Big Brother’s Advice

NC: “My brother Sean was home over Christmas. He had the week off. It was the first time he came home that he could give me advice on aspects of the professional game he was involved with. He hadn’t played club in a good few years, so he probably felt he didn’t want to tell me too much in recent years. This Christmas, he was able to give some sort of advice because I was involved with Munster.

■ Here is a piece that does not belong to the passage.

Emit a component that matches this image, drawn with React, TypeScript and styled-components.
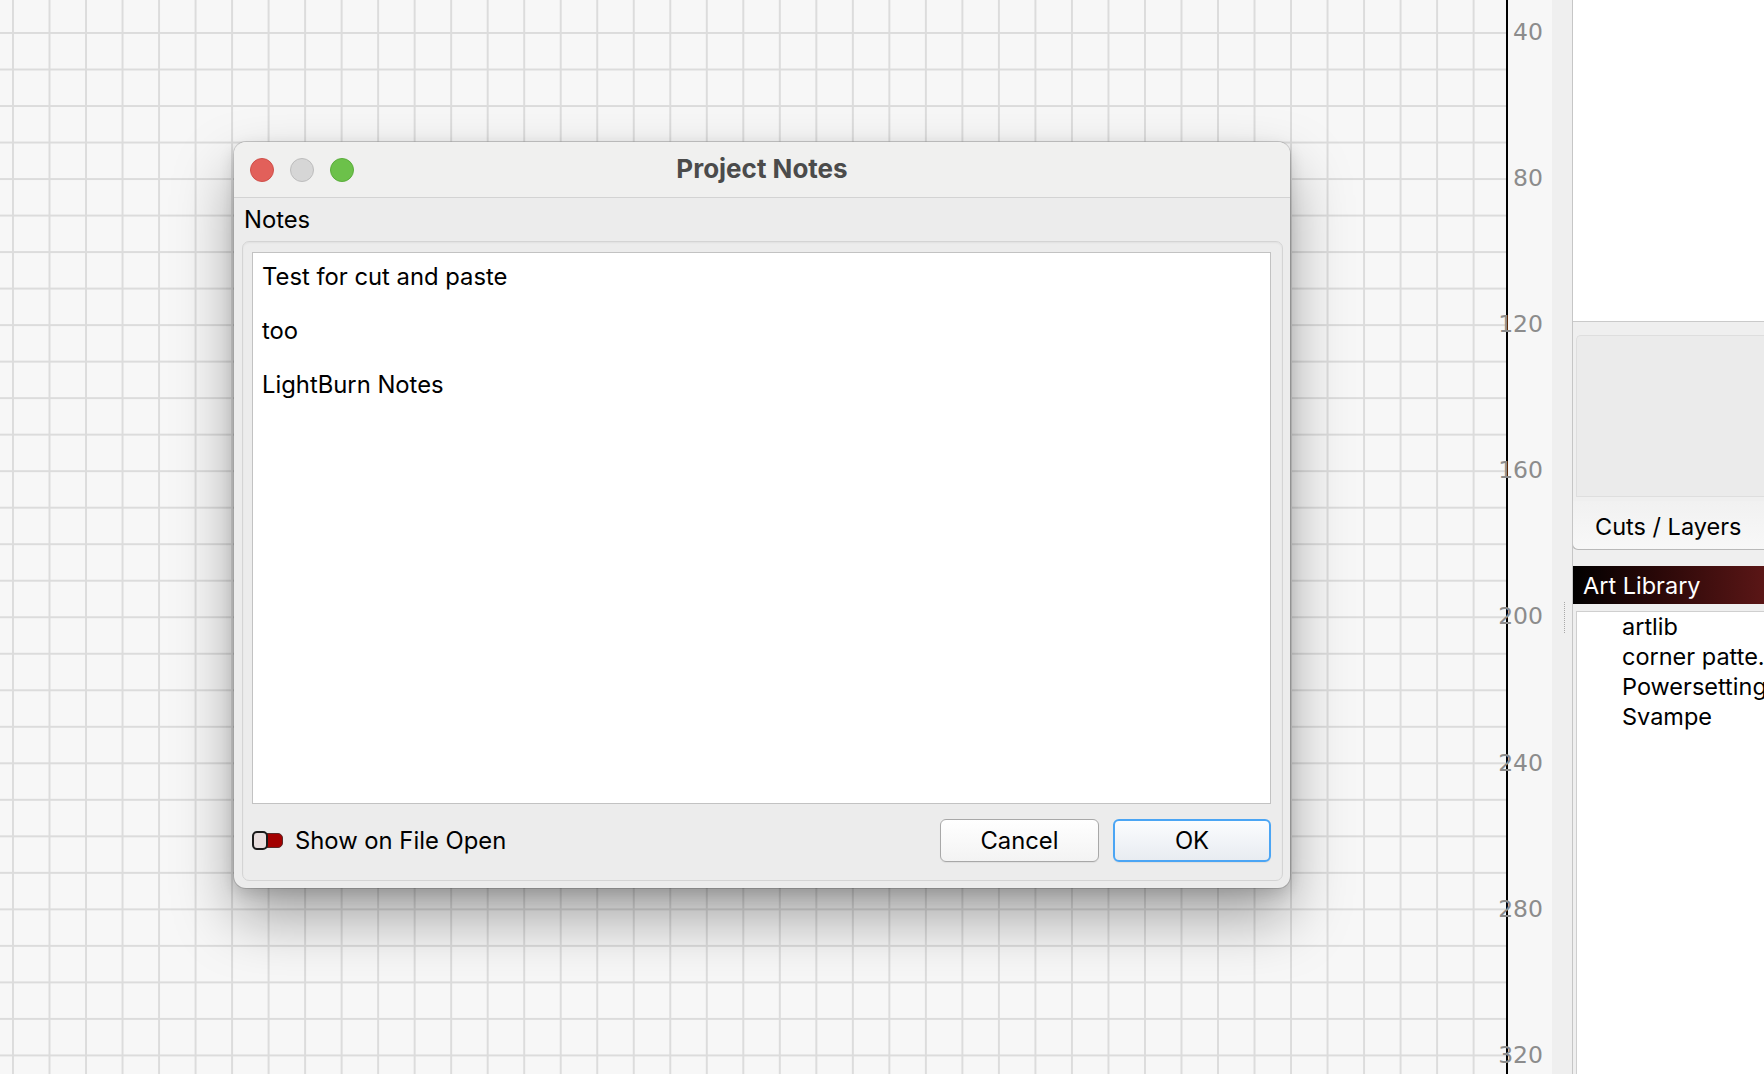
import styled, { createGlobalStyle } from "styled-components";

const GlobalStyle = createGlobalStyle`
  html, body {
    margin: 0;
    padding: 0;
    overflow: hidden;
  }
  body {
    font-family: Inter, "Noto Sans", "Liberation Sans", sans-serif;
    color: #000;
  }
`;

const Screen = styled.div`
  width: 1764px;
  height: 1074px;
  display: flex;
  overflow: hidden;
`;

const Canvas = styled.div`
  flex: 0 0 1506px;
  height: 100%;
  position: relative;
  background-color: #f7f7f7;
  background-image: linear-gradient(to right, #dcdcdc 2px, transparent 2px),
    linear-gradient(to bottom, #dcdcdc 2px, transparent 2px);
  background-size: 36.53px 36.53px;
  background-position: 12px 32px;
`;

const Ruler = styled.div`
  flex: 0 0 44px;
  height: 100%;
  position: relative;
  background: #f7f7f7;
  border-left: 2px solid #000;
`;

const Tick = styled.span`
  position: absolute;
  right: 9px;
  transform: translateY(-50%);
  font-family: "DejaVu Sans", "Liberation Sans", sans-serif;
  font-size: 23.5px;
  color: #8c8c8c;
  line-height: 1;
`;

const Splitter = styled.div`
  flex: 0 0 20px;
  background: #efefef;
  padding-top: 602px;
`;

const Grip = styled.div`
  width: 0;
  height: 31px;
  margin-left: 12px;
  border-left: 1px dotted #a8a8a8;
`;

const Dock = styled.div`
  flex: 1;
  display: flex;
  flex-direction: column;
  background: #efefef;
  border-left: 1px solid #c6c6c6;
  font-size: 23.5px;
  overflow: hidden;
`;

const TopPane = styled.div`
  height: 322px;
  flex: 0 0 322px;
  box-sizing: border-box;
  background: #fff;
  border-bottom: 1px solid #cacaca;
`;

const EmptyBox = styled.div`
  height: 160px;
  margin: 13px 0 0 3px;
  background: #ebebeb;
  border: 1px solid #dedede;
  border-right: none;
  border-top-left-radius: 5px;
`;

const Tab = styled.div`
  height: 49px;
  margin: 4px 0 0 -1px;
  display: flex;
  align-items: center;
  padding: 3px 0 0 22px;
  box-sizing: border-box;
  background: linear-gradient(#f1f1f1, #f8f8f8);
  border-left: 1px solid #b9b9b9;
  border-bottom: 1px solid #b9b9b9;
  border-bottom-left-radius: 6px;
`;

const ArtHeader = styled.div`
  height: 38px;
  margin: 16px 0 0 -2px;
  display: flex;
  align-items: center;
  padding-left: 12px;
  color: #fff;
  background: linear-gradient(to right, #000 0%, #2a0808 45%, #5a1616 100%);
`;

const FileList = styled.div`
  flex: 1;
  margin: 7px 0 0 3px;
  background: #fff;
  border-left: 1px solid #cfcfcf;
  border-top: 1px solid #cfcfcf;
`;

const FileItem = styled.div`
  height: 30px;
  line-height: 30px;
  padding-left: 45px;
  white-space: nowrap;
  overflow: hidden;
`;

const Window = styled.div`
  position: absolute;
  left: 234px;
  top: 142px;
  width: 1056px;
  height: 746px;
  display: flex;
  flex-direction: column;
  background: #ececec;
  border-radius: 12px;
  box-shadow: 0 30px 60px rgba(0, 0, 0, 0.34), 0 6px 16px rgba(0, 0, 0, 0.14),
    0 0 0 1px rgba(0, 0, 0, 0.14);
  overflow: hidden;
`;

const TitleBar = styled.div`
  height: 56px;
  flex: 0 0 56px;
  box-sizing: border-box;
  display: grid;
  grid-template-columns: 1fr auto 1fr;
  align-items: center;
  padding: 0 16px;
  background: #f0f0ef;
  border-bottom: 1px solid #d3d3d3;
`;

const Lights = styled.div`
  display: flex;
  gap: 16px;
`;

const Light = styled.span<{ $fill: string; $edge: string }>`
  width: 24px;
  height: 24px;
  border-radius: 50%;
  box-sizing: border-box;
  background: ${(p) => p.$fill};
  border: 1px solid ${(p) => p.$edge};
`;

const Title = styled.div`
  font-size: 26px;
  font-weight: 700;
  color: #4b4b4b;
  padding-bottom: 2px;
`;

const Body = styled.div`
  flex: 1;
  display: flex;
  flex-direction: column;
  padding: 0 7px 7px 8px;
  font-size: 23.8px;
`;

const Label = styled.div`
  height: 43px;
  display: flex;
  align-items: center;
  padding-left: 2px;
`;

const Group = styled.div`
  flex: 1;
  display: flex;
  flex-direction: column;
  padding: 10px 11px 0 9px;
  border: 1px solid #d4d4d4;
  border-radius: 7px;
  background: #ececec;
  box-shadow: inset 0 1px 2px rgba(0, 0, 0, 0.05);
`;

const TextBox = styled.div`
  flex: 1;
  background: #fff;
  border: 1px solid #c2c2c2;
  padding: 10px 9px;
  line-height: 27px;
`;

const Line = styled.div`
  min-height: 27px;
  white-space: pre;
`;

const Footer = styled.div`
  height: 43px;
  margin: 15px 0 18px;
  display: flex;
  align-items: center;
  gap: 14px;
`;

const Check = styled.label`
  flex: 1;
  display: flex;
  align-items: center;
  gap: 12px;
`;

const Toggle = styled.span`
  width: 31px;
  height: 19px;
  display: flex;
  align-items: center;
  position: relative;
`;

const ToggleTrack = styled.span`
  position: absolute;
  left: 10px;
  right: 0;
  top: 2px;
  height: 15px;
  box-sizing: border-box;
  background: #a30000;
  border: 1px solid #5a2a2a;
  border-radius: 0 5px 5px 0;
`;

const ToggleKnob = styled.span`
  position: relative;
  width: 16px;
  height: 19px;
  box-sizing: border-box;
  background: #e8dede;
  border: 2px solid #1a1a1a;
  border-radius: 5px;
`;

const Button = styled.button<{ $primary?: boolean }>`
  width: ${(p) => (p.$primary ? "158px" : "159px")};
  height: 43px;
  box-sizing: border-box;
  font-family: Inter, "Noto Sans", sans-serif;
  font-size: 23.8px;
  color: #000;
  border-radius: 6px;
  border: ${(p) => (p.$primary ? "2px solid #4ba5f4" : "1px solid #a8a8a8")};
  background: ${(p) =>
    p.$primary
      ? "linear-gradient(#fbfcfe, #e8ecf1)"
      : "linear-gradient(#ffffff, #f3f3f3)"};
  box-shadow: 0 1px 1px rgba(0, 0, 0, 0.06);
`;

const ticks = [40, 80, 120, 160, 200, 240, 280, 320];
const files = ["artlib", "corner patte...", "Powersettings", "Svampe"];
const notes = ["Test for cut and paste", "", "too", "", "LightBurn Notes"];

function App() {
  return (
    <>
      <GlobalStyle />
      <Screen>
        <Canvas>
          <Window>
            <TitleBar>
              <Lights>
                <Light $fill="#e2605a" $edge="#cf4f49" />
                <Light $fill="#d6d6d6" $edge="#bdbdbd" />
                <Light $fill="#6cc14a" $edge="#5aad3b" />
              </Lights>
              <Title>Project Notes</Title>
              <span />
            </TitleBar>
            <Body>
              <Label>Notes</Label>
              <Group>
                <TextBox>
                  {notes.map((n, i) => (
                    <Line key={i}>{n}</Line>
                  ))}
                </TextBox>
                <Footer>
                  <Check>
                    <Toggle>
                      <ToggleTrack />
                      <ToggleKnob />
                    </Toggle>
                    Show on File Open
                  </Check>
                  <Button>Cancel</Button>
                  <Button $primary>OK</Button>
                </Footer>
              </Group>
            </Body>
          </Window>
        </Canvas>
        <Ruler>
          {ticks.map((t, i) => (
            <Tick key={t} style={{ top: 33 + i * 146.1 }}>
              {t}
            </Tick>
          ))}
        </Ruler>
        <Splitter>
          <Grip />
        </Splitter>
        <Dock>
          <TopPane />
          <EmptyBox />
          <Tab>Cuts / Layers</Tab>
          <ArtHeader>Art Library</ArtHeader>
          <FileList>
            {files.map((f) => (
              <FileItem key={f}>{f}</FileItem>
            ))}
          </FileList>
        </Dock>
      </Screen>
    </>
  );
}

export default App;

“It would have been bragging rights for me if he had been involved with Leinster that day against Munster! We played Shannon the week before with Garryowen when we won and Liam was on the bench. I had the bragging rights there already!”

Competition Drives You

NC: “The competition with myself and (Munster Academy member) Jamie (Glynn) for game time at Garryowen is great. It drives both of us on. You get the best out of yourself when someone is pushing you. That’s important. It’s something that’s needed in every club. You find yourself doing an extra gym session or going out to the pitch half an hour early to do more box kicking practice.”

Where The Future Lies

NC: “I am not too sure what the future holds for me. I have three months to complete in college and I will be a qualified secondary school teacher. I would love to be involved in a professional rugby set-up full-time. That would help you develop. It also helps the club too. I am getting used to the Munster set-up, to the style of how the team plays, gym session in the morning, field session, skills, diet. They made me feel very welcome.

“Hopefully, if they think I have improved for the past number of weeks, there may be something at the end of it for me. That would be great.”